Jugendliche und Heranwachsende
Bei Minderjährigen oder Heranwachsenden kommt ein besonderes Sanktionssystem zur Anwendung, das die persönliche Entwicklung in den Vordergrund stellt. Gleichwohl bleibt Ausweismissbrauch auch in diesem Rahmen ein ernstzunehmendes Fehlverhalten, das zu förmlichen Maßnahmen führen kann.
Internationaler Bezug
Der unbefugte Gebrauch ausländischer amtlicher Ausweise ist ebenfalls erfasst, wenn er im Inland gegenüber prüfenden Stellen erfolgt. Umgekehrt kann die missbräuchliche Verwendung in anderen Staaten eigene rechtliche Folgen auslösen. Maßgeblich sind dann die dortigen Vorschriften sowie internationale Zuständigkeits- und Zusammenarbeitstatbestände.
Verjährung
Die Verfolgung unterliegt zeitlichen Grenzen. Die Frist richtet sich nach der rechtlichen Einordnung als Vergehen und beginnt grundsätzlich mit der Tatbeendigung. Werden weitere Delikte verwirklicht, können sich daraus abweichende Fristen ergeben.
Elektronische Identitätsnachweise
Auch die missbräuchliche Nutzung elektronischer Identitätsfunktionen (etwa Online-Ausweisfunktionen) kann rechtlich bedeutsam sein. Je nach Konstellation kommen neben dem klassischen Ausweismissbrauch spezielle Vorschriften über den Umgang mit elektronischen Identitätsmitteln und Zugangsdaten hinzu.
Häufig gestellte Fragen zum Ausweismissbrauch
Was genau versteht man unter Ausweismissbrauch?
Gemeint ist der unbefugte Gebrauch eines echten, auf eine andere Person ausgestellten Ausweises oder das Überlassen eines solchen Dokuments zur unbefugten Nutzung, um gegenüber prüfenden Stellen eine falsche Identität vorzutäuschen.
Ist das Einverständnis des Ausweisinhabers von Bedeutung?
Das Einverständnis des Ausweisinhabers ändert regelmäßig nichts daran, dass die Nutzung unbefugt ist, wenn die Identität der vorlegenden Person geprüft werden soll. Beide Seiten können rechtlich verantwortlich sein.
Reicht das bloße Mitführen eines fremden Ausweises für eine Strafbarkeit aus?
Allein das Mitführen ohne Einsatz gegenüber einer prüfenden Stelle genügt in der Regel nicht. Entscheidend ist das unbefugte Gebrauchen, also das Vorzeigen oder Einsetzen zur Identitätsprüfung.
Fallen Kopien oder Handy-Fotos eines Ausweises auch unter Ausweismissbrauch?
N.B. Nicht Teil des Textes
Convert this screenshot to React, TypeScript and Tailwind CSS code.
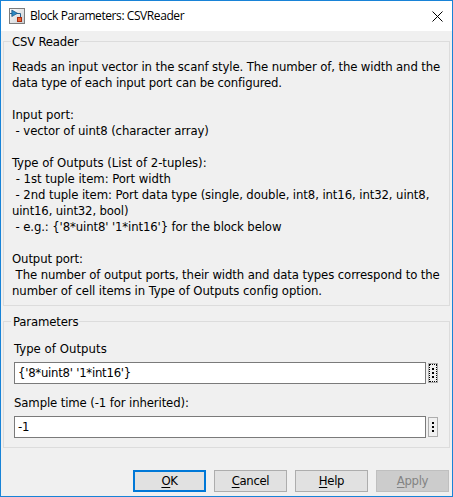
import type { ReactNode } from "react";

const description: [string, string][] = [
  ["Reads an input vector in the scanf style. The number of, the width and the", "tracking-[-0.12px]"],
  ["data type of each input port can be configured.", "tracking-[-0.16px]"],
  ["", ""],
  ["Input port:", ""],
  [" - vector of uint8 (character array)", "tracking-[-0.11px]"],
  ["", ""],
  ["Type of Outputs (List of 2-tuples):", "tracking-[-0.03px]"],
  [" - 1st tuple item: Port width", "tracking-[-0.05px]"],
  [" - 2nd tuple item: Port data type (single, double, int8, int16, int32, uint8,", "tracking-[-0.1px]"],
  ["uint16, uint32, bool)", "tracking-[-0.15px]"],
  [" - e.g.: {'8*uint8' '1*int16'} for the block below", "tracking-[-0.12px]"],
  ["", ""],
  ["Output port:", "tracking-[-0.12px]"],
  [" The number of output ports, their width and data types correspond to the", "tracking-[-0.11px]"],
  ["number of cell items in Type of Outputs config option.", "tracking-[-0.09px]"],
];

function Group({ title, titleClass, className, children }: { title: string; titleClass: string; className: string; children: ReactNode }) {
  return (
    <section className={`relative mx-[2px] border border-[#dcdcdc] ${className}`}>
      <h2 className={`absolute left-[7px] -top-[8px] h-4 bg-[#f0f0f0] pr-[1px] leading-4 whitespace-pre ${titleClass}`}>{title}</h2>
      {children}
    </section>
  );
}

function Field({ label, labelClass, value, focused }: { label: string; labelClass: string; value: string; focused?: boolean }) {
  return (
    <div className="flex flex-col">
      <label className={`h-[21px] leading-4 whitespace-pre ${labelClass}`}>{label}</label>
      <div className="flex items-center gap-[2px]">
        <div className="flex h-[22px] w-[412px] items-center border border-[#7a7a7a] bg-white pl-[3px] tracking-[-0.25px] whitespace-pre">
          {value}
        </div>
        <button className="relative flex h-5 w-[10px] flex-col items-center justify-center gap-[2px] border border-[#adadad] bg-[#f0f0f0]">
          {focused && <span className="absolute inset-0 border border-dotted border-black" />}
          <span className="size-[2px] bg-black" />
          <span className="size-[2px] bg-black" />
          <span className="size-[2px] bg-black" />
        </button>
      </div>
    </div>
  );
}

function DialogButton({ mnemonic, rest, className }: { mnemonic: string; rest: string; className: string }) {
  return (
    <button className={`flex h-[22px] w-[73px] items-center justify-center tracking-[-0.35px] ${className}`}>
      <span className="underline underline-offset-2">{mnemonic}</span>
      {rest}
    </button>
  );
}

export default function App() {
  return (
    <main className="flex h-[497px] w-[453px] flex-col border border-[#1883d7] bg-[#f0f0f0] font-['DejaVu_Sans_Condensed','DejaVu_Sans',sans-serif] text-[13px] text-black [font-stretch:condensed]">
      <header className="flex h-[30px] shrink-0 items-center bg-white pl-2">
        <svg width="16" height="16" viewBox="0 0 16 16">
          <defs>
            <linearGradient id="tile" x1="0" y1="0" x2="1" y2="1">
              <stop offset="0" stopColor="#ffffff" />
              <stop offset="1" stopColor="#c8ccd0" />
            </linearGradient>
          </defs>
          <rect x="0.5" y="0.5" width="15" height="15" fill="url(#tile)" stroke="#7c7c7c" />
          <path d="M1 5.5H11.5V9" fill="none" stroke="#2a5f8a" />
          <path d="M2.8 2L8.5 5.3L2.8 8.6Z" fill="#2a8ac4" stroke="#174f7c" strokeWidth="0.7" />
          <rect x="8.5" y="9.5" width="4" height="4" fill="#ee6530" stroke="#a62c10" />
        </svg>
        <h1 className="ml-[5px] font-['Open_Sans','Noto_Sans',sans-serif] text-[12px] leading-4 tracking-[-0.42px] whitespace-pre [font-stretch:normal]">
          Block Parameters: CSVReader
        </h1>
        <svg className="mr-[9px] ml-auto" width="11" height="11" viewBox="0 0 11 11">
          <path d="M0.5 0.5L10.5 10.5M10.5 0.5L0.5 10.5" stroke="#000" fill="none" />
        </svg>
      </header>
      <Group title="CSV Reader" titleClass="pl-[1px] tracking-[-0.2px]" className="mt-[10px] h-[265px] pt-[17px] pl-2">
        {description.map(([text, tracking], i) => (
          <p key={i} className={`h-4 leading-4 whitespace-pre ${tracking}`}>{text}</p>
        ))}
      </Group>
      <Group title="Parameters" titleClass="pl-[2px] tracking-[-0.15px]" className="mt-[15px] flex h-[127px] flex-col gap-[11px] pt-[19px] pl-[10px]">
        <Field label="Type of Outputs" labelClass="tracking-[0.05px]" value="{'8*uint8' '1*int16'}" focused />
        <Field label="Sample time (-1 for inherited):" labelClass="tracking-[-0.12px]" value="-1" />
      </Group>
      <footer className="mt-[22px] mr-[3px] flex justify-end gap-2">
        <DialogButton mnemonic="O" rest="K" className="border-2 border-[#0078d7] bg-[#e1e1e1]" />
        <DialogButton mnemonic="C" rest="ancel" className="border border-[#adadad] bg-[#e1e1e1]" />
        <DialogButton mnemonic="H" rest="elp" className="border border-[#adadad] bg-[#e1e1e1]" />
        <DialogButton mnemonic="A" rest="pply" className="border border-[#bfbfbf] bg-[#cccccc] text-[#838383]" />
      </footer>
    </main>
  );
}
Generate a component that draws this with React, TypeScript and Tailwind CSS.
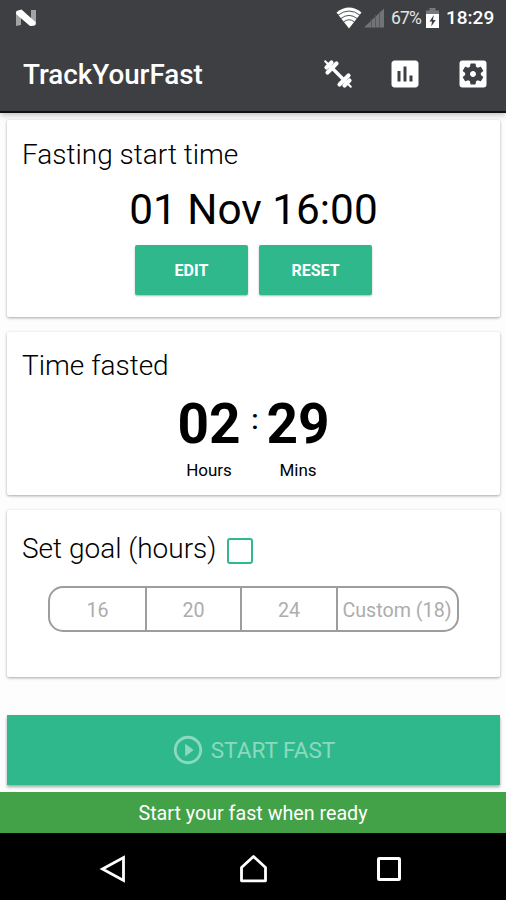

Der klassische Ausweismissbrauch betrifft vor allem das Originaldokument. Die missbräuchliche Verwendung von Kopien oder Scans kann jedoch andere Rechtsverstöße auslösen, etwa im Bereich des Daten- oder Computerstrafrechts.
Welche Sanktionen sind bei Ausweismissbrauch möglich?
Möglich sind Geld- oder Freiheitsstrafen, abhängig von Schwere und Umständen des Einzelfalls. Zusätzlich kommen Nebenfolgen wie die Einziehung des Dokuments oder Registereinträge in Betracht.
Spielt die Absicht eine Rolle?
Erforderlich ist grundsätzlich ein vorsätzliches Handeln, also das Wissen um die Fremdheit des Ausweises und der Wille, ihn unbefugt zur Täuschung zu verwenden. Ein bloßes Versehen kann die rechtliche Bewertung verändern.
Kann auch derjenige belangt werden, der den Ausweis weitergibt?
Ja. Wer sein Dokument mit dem Ziel überlässt, dass eine andere Person sich damit ausweist, kann ebenfalls verantwortlich sein, auch wenn die nutzende Person der eigentliche Vorteilszieher ist.
Wie verhält sich Ausweismissbrauch zu Betrug oder Urkundenfälschung?
Ausweismissbrauch kann eigenständig vorliegen. Werden zusätzlich Vermögensvorteile erschlichen oder Dokumente verfälscht, können Betrug oder Urkundenfälschung hinzukommen, was die Gesamtbewertung verschärfen kann.